Malgré quelques progrès, il y a un certain nombre de blocages politiques à l’échelle internationale, blocages qui ne peuvent être sous-estimés.

Ainsi, les États-Unis restent hostiles à l’idée d’un nouveau traité contraignant. Ils ont également engagé un bras de fer avec la Chine afin de lui imposer les conditions de vérification de ses émissions de gaz à effet de serre, mesure à laquelle les pays émergents ne sont pas soumis.

Seule l’Union européenne, dont nous connaissons néanmoins les faiblesses institutionnelles, continue à jouer un rôle véritablement actif.

De surcroît, les intérêts des pays en développement sont toujours difficilement pris en compte.

Alors que la conférence « Rio+20 » s’esquisse, le bilan des négociations reste très insuffisant et la situation demeure extrêmement inquiétante.

J’en viens à la reconnaissance du rôle des acteurs locaux.

Au-delà des États, les acteurs locaux, dans les villes, les diverses communautés, les départements et les régions, sont très actifs et s’engagent concrètement pour faire avancer la situation.

À titre d’exemple, au mois de décembre dernier, Gregor Robertson, maire de Vancouver, a indiqué que sa ville continuerait à s’engager dans l’esprit du protocole de Kyoto, même si son pays s’est retiré des négociations. Et son action n’est pas isolée. De nombreux maires américains ont fait de même, au moment où le gouvernement Bush refusait toute négociation sur le climat.

Je rappellerai également l’engagement solennel, au mois de février 2009, de centaines de maires européens de dépasser, à l’échelon local, les engagements pris par les États. Ainsi, les 3 000 signataires de la convention des maires, qui représentent 131 millions d’habitants, se sont engagés à réduire de plus de 20 % sur leur territoire les émissions de CO2 d’ici à 2020 par rapport à 1990.

La reconnaissance de l’action des collectivités territoriales en matière de lutte contre le réchauffement climatique est légitime et nécessaire.
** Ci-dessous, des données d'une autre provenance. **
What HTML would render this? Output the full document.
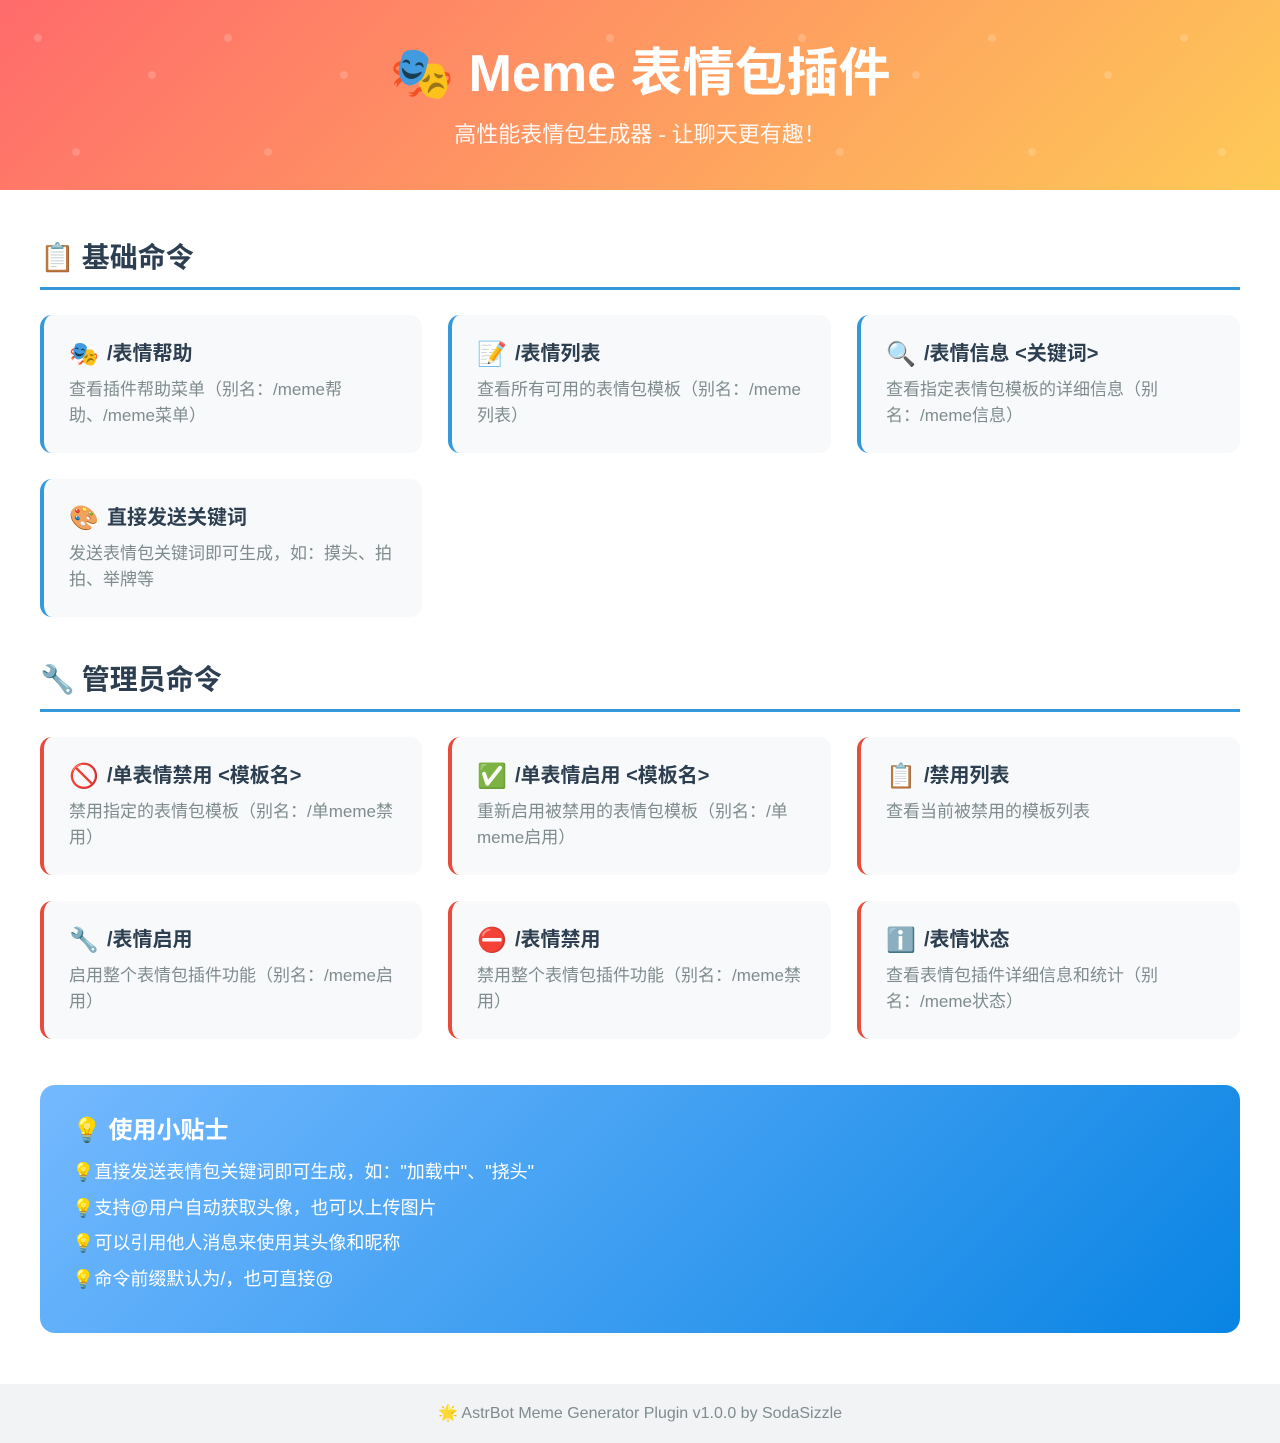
<!DOCTYPE html>
<html><head><meta charset="utf-8"><style>
*{margin:0;padding:0;box-sizing:border-box}
body{width:1280px;height:1443px;background:#fff;font-family:"Liberation Sans","Noto Sans CJK SC",sans-serif;color:#2c3e50;overflow:hidden;position:relative}
.hdr{height:190px;background:linear-gradient(135deg,#ff6b6b,#feca57);text-align:center;color:#fff;position:relative;overflow:hidden}
.hdr h1{font-size:52px;font-weight:bold;position:absolute;top:42px;left:0;right:0;line-height:64px}
.hdr p{font-size:22px;position:absolute;top:119px;left:0;right:0;line-height:32px;opacity:.92}
.dot{position:absolute;width:8px;height:8px;border-radius:50%;background:rgba(255,255,255,.18)}
.main{padding:0 40px}
h2{font-size:28px;font-weight:bold;line-height:40px;padding-bottom:9px;border-bottom:3px solid #3498db;margin-top:48px}
h2.s2{margin-top:43px}
.e{display:inline-block;width:38px;font-size:24px;vertical-align:-2px;line-height:28px}
.e2{display:inline-block;width:34px}
.grid{display:grid;grid-template-columns:382px 383px 383px;column-gap:26px;row-gap:26px;margin-top:25px}
.card{height:138px;background:#f8f9fa;border-radius:12px;border-left:4px solid #3498db;padding:24px 25px}
.red .card{border-left-color:#e74c3c}
.card h3{font-size:20px;font-weight:bold;line-height:30px;margin-bottom:8px}
.card p{font-size:17px;color:#7f8c8d;line-height:26px}
.tips{margin-top:46px;height:248px;border-radius:15px;background:linear-gradient(135deg,#74b9ff,#0984e3);color:#fff;padding:28px 32px}
.tips h3{font-size:24px;font-weight:bold;line-height:36px;margin-bottom:6px}
.tips div{font-size:18px;line-height:35.5px}
.ftr{position:absolute;top:1384px;left:0;width:1280px;height:59px;background:#f1f3f5;text-align:center;font-size:16px;line-height:59px;color:#7f8c8d}
</style></head><body>
<div class="hdr">
<span class="dot" style="left:34px;top:34px"></span><span class="dot" style="left:148px;top:71px"></span><span class="dot" style="left:224px;top:34px"></span><span class="dot" style="left:340px;top:71px"></span><span class="dot" style="left:72px;top:148px"></span><span class="dot" style="left:264px;top:148px"></span><span class="dot" style="left:606px;top:34px"></span><span class="dot" style="left:798px;top:34px"></span><span class="dot" style="left:912px;top:71px"></span><span class="dot" style="left:988px;top:34px"></span><span class="dot" style="left:1104px;top:71px"></span><span class="dot" style="left:1180px;top:34px"></span><span class="dot" style="left:836px;top:148px"></span><span class="dot" style="left:1028px;top:148px"></span><span class="dot" style="left:1218px;top:148px"></span>
<h1>🎭 Meme 表情包插件</h1>
<p>高性能表情包生成器 - 让聊天更有趣！</p>
</div>
<div class="main">
<h2><span class="e2">📋</span> 基础命令</h2>
<div class="grid">
<div class="card"><h3><span class="e">🎭</span>/表情帮助</h3><p>查看插件帮助菜单（别名：/meme帮助、/meme菜单）</p></div>
<div class="card"><h3><span class="e">📝</span>/表情列表</h3><p>查看所有可用的表情包模板（别名：/meme列表）</p></div>
<div class="card"><h3><span class="e">🔍</span>/表情信息 &lt;关键词&gt;</h3><p>查看指定表情包模板的详细信息（别名：/meme信息）</p></div>
<div class="card"><h3><span class="e">🎨</span>直接发送关键词</h3><p>发送表情包关键词即可生成，如：摸头、拍拍、举牌等</p></div>
</div>
<h2 class="s2"><span class="e2">🔧</span> 管理员命令</h2>
<div class="grid red">
<div class="card"><h3><span class="e">🚫</span>/单表情禁用 &lt;模板名&gt;</h3><p>禁用指定的表情包模板（别名：/单meme禁用）</p></div>
<div class="card"><h3><span class="e">✅</span>/单表情启用 &lt;模板名&gt;</h3><p>重新启用被禁用的表情包模板（别名：/单meme启用）</p></div>
<div class="card"><h3><span class="e">📋</span>/禁用列表</h3><p>查看当前被禁用的模板列表</p></div>
<div class="card"><h3><span class="e">🔧</span>/表情启用</h3><p>启用整个表情包插件功能（别名：/meme启用）</p></div>
<div class="card"><h3><span class="e">⛔</span>/表情禁用</h3><p>禁用整个表情包插件功能（别名：/meme禁用）</p></div>
<div class="card"><h3><span class="e">ℹ️</span>/表情状态</h3><p>查看表情包插件详细信息和统计（别名：/meme状态）</p></div>
</div>
<div class="tips">
<h3>💡 使用小贴士</h3>
<div>💡直接发送表情包关键词即可生成，如："加载中"、"挠头"</div>
<div>💡支持@用户自动获取头像，也可以上传图片</div>
<div>💡可以引用他人消息来使用其头像和昵称</div>
<div>💡命令前缀默认为/，也可直接@</div>
</div>
</div>
<div class="ftr">🌟 AstrBot Meme Generator Plugin v1.0.0 by SodaSizzle</div>
</body></html>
C’est un enjeu non seulement politique et même symbolique, mais aussi financier.

Lors de la conférence de Cancún, l’association Cités et gouvernements locaux unis a notamment insisté sur les efforts qui devaient être faits pour soutenir financièrement l’action des pays en développement.
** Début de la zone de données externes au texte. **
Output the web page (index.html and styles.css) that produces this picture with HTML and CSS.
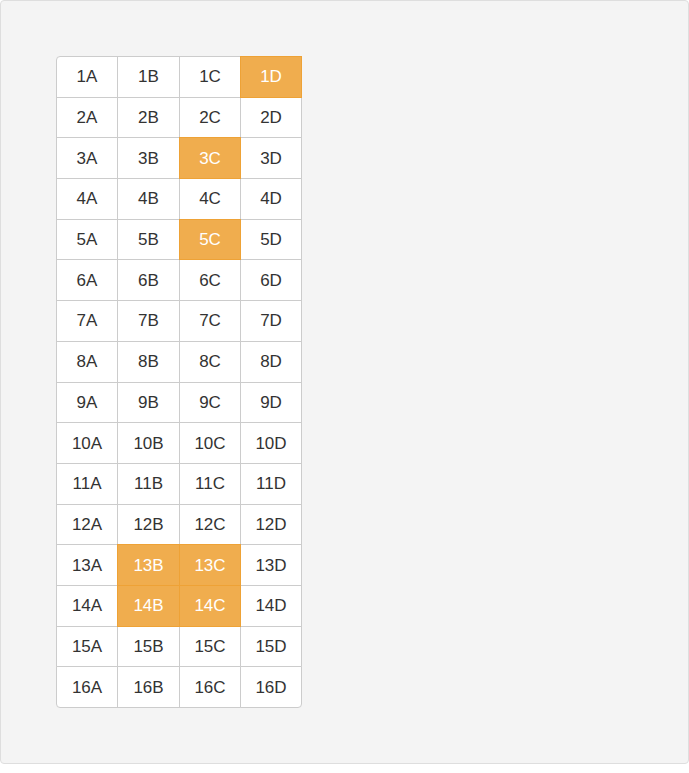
FILE: index.html
```html
<!DOCTYPE html>
<html>
<head>
<meta charset="utf-8">
<link rel="stylesheet" href="styles.css">
</head>
<body>
<div class="panel">
  <div class="seats">
    <div class="seat">1A</div><div class="seat">1B</div><div class="seat">1C</div><div class="seat on">1D</div>
    <div class="seat">2A</div><div class="seat">2B</div><div class="seat">2C</div><div class="seat">2D</div>
    <div class="seat">3A</div><div class="seat">3B</div><div class="seat on">3C</div><div class="seat">3D</div>
    <div class="seat">4A</div><div class="seat">4B</div><div class="seat">4C</div><div class="seat">4D</div>
    <div class="seat">5A</div><div class="seat">5B</div><div class="seat on">5C</div><div class="seat">5D</div>
    <div class="seat">6A</div><div class="seat">6B</div><div class="seat">6C</div><div class="seat">6D</div>
    <div class="seat">7A</div><div class="seat">7B</div><div class="seat">7C</div><div class="seat">7D</div>
    <div class="seat">8A</div><div class="seat">8B</div><div class="seat">8C</div><div class="seat">8D</div>
    <div class="seat">9A</div><div class="seat">9B</div><div class="seat">9C</div><div class="seat">9D</div>
    <div class="seat">10A</div><div class="seat">10B</div><div class="seat">10C</div><div class="seat">10D</div>
    <div class="seat">11A</div><div class="seat">11B</div><div class="seat">11C</div><div class="seat">11D</div>
    <div class="seat">12A</div><div class="seat">12B</div><div class="seat">12C</div><div class="seat">12D</div>
    <div class="seat">13A</div><div class="seat on">13B</div><div class="seat on">13C</div><div class="seat">13D</div>
    <div class="seat">14A</div><div class="seat on">14B</div><div class="seat on">14C</div><div class="seat">14D</div>
    <div class="seat">15A</div><div class="seat">15B</div><div class="seat">15C</div><div class="seat">15D</div>
    <div class="seat bl">16A</div><div class="seat">16B</div><div class="seat">16C</div><div class="seat br">16D</div>
  </div>
</div>
</body>
</html>
```
FILE: styles.css
```css
html, body {
  margin: 0;
  padding: 0;
  background: #ffffff;
}
body {
  font-family: "Liberation Sans", Arial, sans-serif;
}
.panel {
  box-sizing: border-box;
  width: 689px;
  height: 764px;
  background: #f4f4f4;
  border: 1px solid #dedede;
  border-radius: 4px;
  padding: 55px 0 0 55px;
}
.seats {
  display: grid;
  grid-template-columns: 61px 62px 61px 61px;
  grid-auto-rows: 40.69px;
  width: 245px;
  margin: 1px 0 0 1px;
}
.seat {
  box-sizing: border-box;
  width: calc(100% + 1px);
  height: 41.69px;
  margin: -1px 0 0 -1px;
  padding-top: 1px;
  border: 1px solid #cccccc;
  background: #ffffff;
  color: #333333;
  font-size: 17px;
  display: flex;
  align-items: center;
  justify-content: center;
  position: relative;
}
.seat:first-child {
  border-top-left-radius: 4px;
}
.seat.bl {
  border-bottom-left-radius: 4px;
}
.seat.br {
  border-bottom-right-radius: 4px;
}
.seat.on {
  background: #f0ad4e;
  border-color: #eea236;
  color: #ffffff;
  z-index: 1;
}
```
Au-delà de la déception qui a fait suite au sommet de Copenhague, de Cancún et de Durban, il faut souligner l’engagement des villes dans une démarche « onusienne » avec la création du « registre carbone », qui permet de suivre les actions menées en matière de lutte contre le réchauffement climatique par 51 villes regroupant 83 millions d’habitants.

En France, de nombreuses collectivités ont depuis longtemps engagé des stratégies d’atténuation du réchauffement et d’adaptation à ce phénomène, notamment dans les secteurs du bâtiment et des transports.

Les actions menées pour économiser l’énergie produisent des résultats écologiques, financiers – elles se traduisent, par exemple, par une baisse des factures pour les locataires – et sociaux, notamment dans le cadre la lutte contre la précarité énergétique.

Des investissements très importants ont également été réalisés dans le domaine des transports urbains et interurbains afin d’encourager un report modal des déplacements individuels vers les transports collectifs et « doux ». Les actions menées en faveur de l’intermodalité sont d’ailleurs largement répandues dans les collectivités.

Je voudrais maintenant revenir sur l’importance des réformes conduites en matière d’urbanisme et sur la nécessité de soutenir la limitation de l’étalement urbain, question qui relève des SCOT. Ce n’est pas toujours facile, notamment pour les maires des petites communes. Pourtant, ces éléments ont une importance majeure pour préparer l’avenir de façon sérieuse.

Les collectivités innovent. Je soulignerai, par exemple, les efforts de la ville de Nantes, qui a créé des forêts urbaines et a le projet de mettre en place une ceinture verte, ou encore ceux de Lyon. À Saint-Étienne, des stratégies pour préparer l’adaptation – hélas indispensable – au changement climatique sont dès maintenant mises sur pied.

Les collectivités françaises prennent donc leurs responsabilités et leur part dans les stratégies d’adaptation. En dépit des contraintes financières qui pèsent sur les uns et les autres, il est indispensable de soutenir leurs efforts ; mais, bien sûr, cette action ne sera pas suffisante et ne remplacera pas la nécessaire politique européenne dans laquelle je souhaite voir notre pays jouer un rôle moteur.

Au-delà, il s’agit de mettre en œuvre un modèle de développement pour privilégier une croissance verte dans les années à venir.